Pay and they will publish you. It’s a short stop to doomsday from here for our media.

Cut-Rate Democracy Illustration by Sandeep Adhwaryu

Two years ago, when I told some of my more cynical fellow-tribals from the journalistic fraternity that I was about to complete a textbook on media ethics, they smirked. Media ethics? That’s an oxymoron, a contradiction in terms, they said glibly. What became apparent to me then was that the image of the journalist in India has taken quite a battering. There are many among the aam admi who still trust the journo more than the hawaldar, the patwari or the magistrate and believe that he or she could articulate (if not redress) their grievances. But these days are disappearing fast.

It is not as if journalists were always glorified as crusaders and those who exposed corruption in high places. In 1981, Ashwini Sarin of the Indian Express broke the law to expose how poor women were being trafficked. He actually ‘purchased’ Kamala. A character based on Sarin was portrayed by Vijay Tendulkar as grasping and ambitious in a play called Kamala, subsequently made into a film. When sued for defamation and breach of copyright, the Marathi litterateur claimed that he had not read the Express articles before writing the play. But before and after Kamala, most journalists in popular cinema were the ‘good’ guys, fighting against the rich and the powerful and for the rights of the downtrodden. However, recently more and more films have taken to showing journalists as stupid and insensitive, in perpetual search of an ‘exclusive’ story that would ‘sell’ well. In A Wednesday, a PYT aka TV reporter is sarcastically told by a man who has just escaped being electrocuted how happy he feels now that he is being watched on millions of small screens.

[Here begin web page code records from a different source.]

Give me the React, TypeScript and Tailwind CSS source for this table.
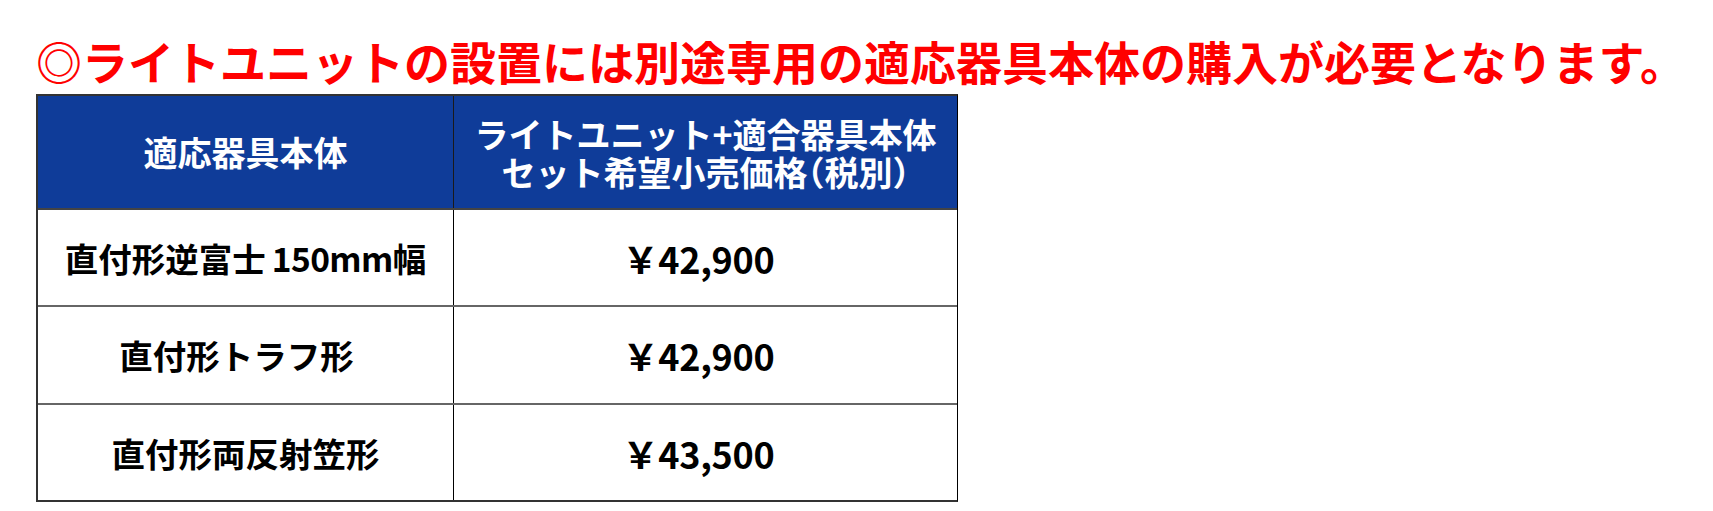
import React from "react";

const rows: { label: React.ReactNode; price: string; labelPad: string }[] = [
  {
    label: (
      <>
        直付形逆富士<span className="ml-[6px] tracking-[-0.6px]">150mm</span>幅
      </>
    ),
    price: "￥42,900",
    labelPad: "",
  },
  { label: "直付形トラフ形", price: "￥42,900", labelPad: "pr-[18px]" },
  { label: "直付形両反射笠形", price: "￥43,500", labelPad: "" },
];

export default function App() {
  return (
    <div
      className="w-[1713px] h-[511px] bg-white overflow-hidden"
      style={{ fontFamily: '"Noto Sans CJK JP", "Noto Sans", sans-serif' }}
    >
      <div className="pt-[35px] pl-[36px] text-[46px] leading-[50px] font-bold text-[#ff0000] whitespace-nowrap">
        ◎ライトユニットの設置には別途専用の適応器具本体の購入が必要となります。
      </div>
      <div className="mt-[9px] ml-[36px] w-[922px] border-2 border-[#333333] border-r border-r-black flex flex-col">
        <div className="flex h-[114px] bg-[#0f3c99] border-b-2 border-b-[#444444] text-white font-bold text-[34px]">
          <div className="w-[416px] flex items-center justify-center leading-[40px] border-r border-r-[#1a1a1a]">
            適応器具本体
          </div>
          <div className="flex-1 flex items-center justify-center pt-[2px]">
            <p className="text-center leading-[38px]">
              ライトユニット+適合器具本体
              <br />
              <span className="[font-feature-settings:'halt']">セット希望小売価格（税別）</span>
            </p>
          </div>
        </div>
        {rows.map((r, i) => (
          <div
            key={i}
            className={`flex font-bold text-black ${
              i === 0
                ? "h-[97px] border-b-2 border-b-[#666666]"
                : i === 1
                ? "h-[98px] border-b-2 border-b-[#666666]"
                : "h-[95px]"
            }`}
          >
            <div
              className={`w-[416px] flex items-center justify-center text-[33.5px] leading-none border-r border-r-black ${r.labelPad}`}
            >
              {r.label}
            </div>
            <div className="flex-1 flex items-center justify-center text-[36px] tracking-[-0.3px] leading-none pr-[14px]">
              {r.price}
            </div>
          </div>
        ))}
      </div>
    </div>
  );
}
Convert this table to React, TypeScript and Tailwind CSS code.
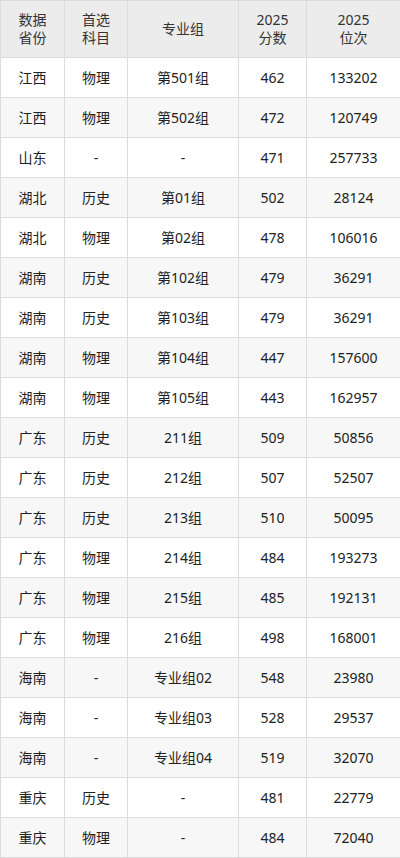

Corruption in the media has been fictionalised across the world for many years. In 1941, Orson Welles scripted and directed the classic Citizen Kane about the rise and fall of a newspaper tycoon. The film was a thinly disguised biography of William Randolph Hearst, the US newspaper publisher whose introduction of screaming headlines and sensational reporting changed American journalism forever. On its release, Hearst banned his newspapers from reviewing the film. Citizen Kane traced the life of a man whose career in publishing was first motivated by ideals of public service but who eventually became a ruthless businessman willing to go to any length—including organising a murder—to be the first to report the ‘news’. In Ram Gopal Verma’s recent film Rann, a media tycoon (Amitabh Bachchan) committed to the principles of ethical journalism fights against his own son to bring out the truth. Peepli [Live] graphically highlights the venality of the media and how journalists use and abuse not just the underprivileged but their own comrades as well.